Started by Pingers, July 21, 2020, 10:14:24 AM

Previous topic - Next topic

Pingers

Here's mine: John Shuttleworth Car Tours

Buy a Y reg Austin Ambassador and hire it out by the day to Shuttleworth fans. Provide attire - someone gets to be John, who will drive (John's job), someone gets to be Mary, and if a third person insists on coming they get to be Ken (complimentary Malibu for every Ken).

Starting in Walkley, Sheffield, provide customers with a map (Mary's job to read the map) of relevant locations to visit, e.g. Youlgreave to try and locate young Toby's 8 track home studio, some pigeon lofts.

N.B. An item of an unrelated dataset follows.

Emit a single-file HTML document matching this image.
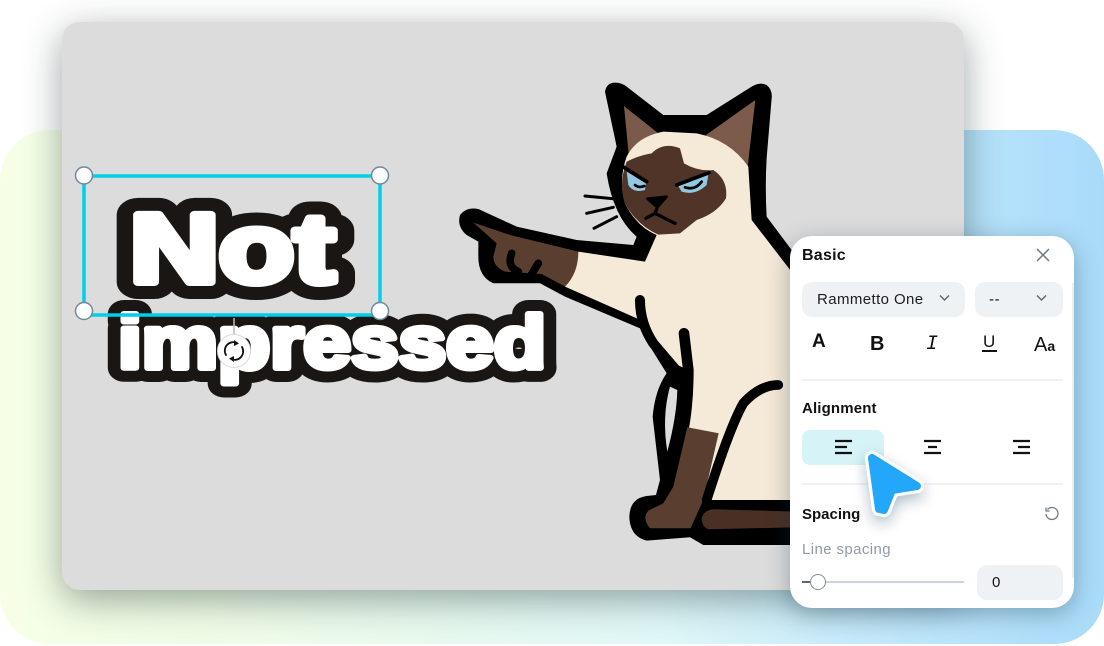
<!DOCTYPE html>
<html><head><meta charset="utf-8"><style>
html,body{margin:0;padding:0;background:#fff}
body{width:1104px;height:646px;position:relative;overflow:hidden;font-family:"Liberation Sans",sans-serif;color:#111}
.abs{position:absolute}
#bg{left:0;top:130px;width:1104px;height:514px;border-radius:50px;background:linear-gradient(90deg,#f6ffe6 0,#f0fce7 20%,#e0f8f8 60%,#bfe7fb 82%,#a9dbf9 100%)}
#card{left:62px;top:22px;width:902px;height:568px;border-radius:18px;background:#dcdcdc;box-shadow:0 10px 38px rgba(20,40,40,.42)}
#panel{left:790px;top:236px;width:284px;height:372px;border-radius:22px;background:#fff;box-shadow:0 6px 24px rgba(20,50,70,.35)}
.t{position:absolute;white-space:nowrap}
.sel{position:absolute;background:#eff2f5;border-radius:10px}
.hr{position:absolute;left:12px;width:261px;height:2px;background:#f0f2f4}
</style></head><body>
<div id="bg" class="abs"></div>
<div id="card" class="abs"></div>
<svg class="abs" style="left:0;top:0" width="1104" height="646" viewBox="0 0 1104 646">
<g transform="translate(450,70) scale(.3333)" stroke-linejoin="round" stroke-linecap="round">
<path d="M465,65Q470,38 495,38Q515,38 530,50L640,135L770,135L905,50Q930,35 950,45Q968,60 965,85L950,265Q945,350 950,440L1040,560L1040,1425L760,1425L720,1402L590,1412Q540,1400 538,1340Q540,1285 590,1278L618,1275L630,1230L608,1040Q615,960 650,910L600,830L570,775L345,680L270,640L130,640Q85,620 85,560L85,515L50,495Q20,470 30,435Q50,410 85,417L200,470L380,510L550,525L560,500Q490,440 470,310L500,230Z" fill="#000"/>
<path d="M522,108L625,190L560,290L537,262Z" fill="#7a5a4a"/>
<path d="M916,90L892,300L800,260L768,195Z" fill="#7d5b4a"/>
<path d="M530,260Q560,200 640,185L740,190Q840,210 895,290L905,450L1040,625L1040,1290L760,1290L715,1070L715,900L650,870L560,745L345,650L385,545L585,575L620,495Q560,470 525,400Q505,330 530,260Z" fill="#f5e9d8"/>
<path d="M605,250Q640,215 690,235L702,280Q745,305 790,300Q835,330 828,385Q800,430 740,450L690,490L625,494Q560,465 525,400Q505,340 530,275Q570,255 605,250Z" fill="#4f3427"/>
<path d="M530,305L588,340L585,360Q550,370 535,345Z" fill="#8fc9e3"/>
<path d="M775,315L770,345Q735,378 695,365L683,345Z" fill="#8fc9e3"/>
<path d="M522,292L590,335M777,308L680,345" stroke="#000" stroke-width="11" fill="none"/>
<path d="M555,345Q565,355 583,348M705,352Q735,362 755,335" stroke="#000" stroke-width="8" fill="none"/>
<path d="M592,386L650,380L622,412Z" fill="#000" stroke="#000" stroke-width="8"/>
<path d="M622,412L615,430L588,445M615,430L675,460" fill="none" stroke="#000" stroke-width="10"/>
<path d="M405,378L510,388M410,430L490,412M432,475L500,440" fill="none" stroke="#000" stroke-width="9"/>
<path d="M70,458L180,495L385,545Q385,610 345,650L275,612L165,605Q130,590 130,560L140,520Z" fill="#5a3e30"/>
<path d="M185,550Q170,590 205,605M265,580L245,612" fill="none" stroke="#000" stroke-width="23"/>
<path d="M570,690Q570,760 610,820L695,920" fill="none" stroke="#000" stroke-width="30"/>
<path d="M702,790L715,900Q715,1000 700,1080" fill="none" stroke="#000" stroke-width="32"/>
<path d="M660,950Q635,1040 652,1145Q680,1040 682,960Z" fill="#dcdcdc"/>
<path d="M712,1072L806,1090L760,1290L722,1375L600,1375Q575,1345 595,1322L640,1300L670,1250Z" fill="#5a3e30"/>
<path d="M985,945Q930,945 880,1000Q840,1070 770,1290" fill="none" stroke="#000" stroke-width="29"/>
<path d="M755,1345Q760,1322 790,1318L1040,1325L1040,1372L775,1378Q755,1370 755,1345Z" fill="#4a3024"/>
</g>
<g font-family="Liberation Sans" font-weight="bold" stroke-linejoin="round" stroke-linecap="round">
<text x="130" y="282" font-size="97" textLength="205" lengthAdjust="spacingAndGlyphs" fill="#1a1614" stroke="#1a1614" stroke-width="34">Not</text>
<text x="130" y="282" font-size="97" textLength="205" lengthAdjust="spacingAndGlyphs" fill="#fff" stroke="#fff" stroke-width="8">Not</text>
<text x="118" y="368" font-size="74" textLength="428" lengthAdjust="spacingAndGlyphs" fill="#1a1614" stroke="#1a1614" stroke-width="28">impressed</text>
<text x="118" y="368" font-size="74" textLength="428" lengthAdjust="spacingAndGlyphs" fill="#fff" stroke="#fff" stroke-width="6">impressed</text>
</g>
<rect x="84" y="176" width="296" height="139" fill="none" stroke="#00cfe8" stroke-width="3.5"/>
<g fill="#fff" stroke="#73889c" stroke-width="1.5">
<circle cx="84" cy="175.500" r="8.500"/><circle cx="380" cy="175.500" r="8.500"/><circle cx="84" cy="311" r="8.500"/><circle cx="380" cy="311" r="8.500"/>
</g>
<path d="M234,318V336" stroke="#bbb" stroke-width="1.500"/>
<circle cx="234" cy="351" r="16.500" fill="#fff" stroke="#d9d9d9" stroke-width="1"/>
<g fill="none" stroke="#111" stroke-width="1.800" stroke-linecap="round">
<path d="M226,355A8.500,8.500 0 0 1 237,343"/><path d="M242,347A8.500,8.500 0 0 1 231,359"/>
</g>
<path d="M234,340L239,343.500L234,346ZM234,356L229,358.500L234,362Z" fill="#111"/>
</svg>
<div id="panel" class="abs">
<div class="abs" style="left:282px;top:47px;width:2px;height:295px;background:#eceef0"></div>
<div class="t" style="left:12px;top:11px;font-size:16px;font-weight:bold;letter-spacing:.25px">Basic</div>
<svg class="abs" style="left:246px;top:12px" width="14" height="14"><path d="M1,1L13,13M13,1L1,13" stroke="#6e7a86" stroke-width="1.500" fill="none"/></svg>
<div class="sel" style="left:12px;top:46px;width:163px;height:35px"></div>
<div class="sel" style="left:185px;top:46px;width:88px;height:35px"></div>
<div class="t" style="left:27px;top:55px;font-size:15px;letter-spacing:.4px;color:#1c1c1c">Rammetto One</div>
<div class="t" style="left:199px;top:55px;font-size:15px;letter-spacing:.6px">--</div>
<svg class="abs" style="left:149px;top:58px" width="12" height="9"><path d="M1,1.500L5.500,6L10,1.500" stroke="#5a6570" stroke-width="1.400" fill="none"/></svg>
<svg class="abs" style="left:246px;top:58px" width="12" height="9"><path d="M1,1.500L5.500,6L10,1.500" stroke="#5a6570" stroke-width="1.400" fill="none"/></svg>
<div class="t" style="left:22px;top:95px;font-size:19px;font-weight:bold">A</div>
<div class="t" style="left:80px;top:97px;font-size:20px;font-weight:bold">B</div>
<div class="t" style="left:136px;top:97px;font-size:20px;font-style:italic;font-family:'Liberation Mono',monospace">I</div>
<div class="t" style="left:193px;top:96px;font-size:17px">U</div>
<div class="abs" style="left:192px;top:114px;width:15px;height:2px;background:#111"></div>
<div class="t" style="left:244px;top:98px;font-size:20px">A<span style="font-size:14px;font-weight:bold">a</span></div>
<div class="hr" style="top:143px"></div>
<div class="t" style="left:12px;top:164px;font-size:15px;font-weight:bold;letter-spacing:.15px">Alignment</div>
<div class="abs" style="left:12px;top:194px;width:82px;height:35px;background:#d6f3f8;border-radius:8px"></div>
<svg class="abs" style="left:0;top:0" width="284" height="372" fill="none" stroke="#111" stroke-width="2.300">
<path d="M45,205H62M45,211H57M45,217H62"/><path d="M134,205H151M138,211H147M134,217H151"/><path d="M223,205H240M228,211H240M223,217H240"/>
</svg>
<div class="hr" style="top:247px"></div>
<div class="t" style="left:12px;top:270px;font-size:15px;font-weight:bold;letter-spacing:0">Spacing</div>
<svg class="abs" style="left:254px;top:270px" width="16" height="16" fill="none" stroke="#6e7a86" stroke-width="1.300"><path d="M3.500,3.500A6,6 0 1 1 2,8"/><path d="M2,1.500V5H5.500" stroke-linejoin="round"/></svg>
<div class="t" style="left:12px;top:305px;font-size:15px;color:#8f9aa8;letter-spacing:.4px">Line spacing</div>
<div class="abs" style="left:12px;top:345px;width:162px;height:2px;background:#cdd6e0"></div>
<div class="abs" style="left:12px;top:345px;width:10px;height:2px;background:#5a6a7a"></div>
<div class="abs" style="left:20px;top:338px;width:14px;height:14px;border-radius:50%;background:#fff;border:1px solid #7d8b9a"></div>
<div class="sel" style="left:187px;top:329px;width:86px;height:35px"></div>
<div class="t" style="left:202px;top:338px;font-size:15px">0</div>
</div>
<svg class="abs" style="left:0;top:0;overflow:visible" width="1104" height="646">
<defs><filter id="s" x="-50%" y="-50%" width="200%" height="200%"><feDropShadow dx="0" dy="6" stdDeviation="7" flood-color="#0a3050" flood-opacity=".3"/></filter></defs>
<path d="M872,458L917,486L892,490L884,510L879,509Z" fill="#fff" stroke="#fff" stroke-width="14" stroke-linejoin="round" filter="url(#s)"/>
<path d="M872,458L917,486L892,490L884,510L879,509Z" fill="#22a7fb" stroke="#22a7fb" stroke-width="8" stroke-linejoin="round"/>
</svg>
</body></html>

All of John's cassettes available to play on the Ambassador's tape player. Stripy picnic chairs in the boot if they fancy a picnic by one of the reservoirs (John's job to get the chairs out).

Would give it two months.

buzby

Quote from: Pingers on July 21, 2020, 10:14:24 AM
Here's mine: John Shuttleworth Car Tours

Buy a Y reg Austin Ambassador and hire it out by the day to Shuttleworth fans. Provide attire - someone gets to be John, who will drive (John's job), someone gets to be Mary, and if a third person insists on coming they get to be Ken (complimentary Malibu for every Ken).

Starting in Walkley, Sheffield, provide customers with a map (Mary's job to read the map) of relevant locations to visit, e.g. Youlgreave to try and locate young Toby's 8 track home studio, some pigeon lofts.

All of John's cassettes available to play on the Ambassador's tape player. Stripy picnic chairs in the boot if they fancy a picnic by one of the reservoirs (John's job to get the chairs out).

Would give it two months.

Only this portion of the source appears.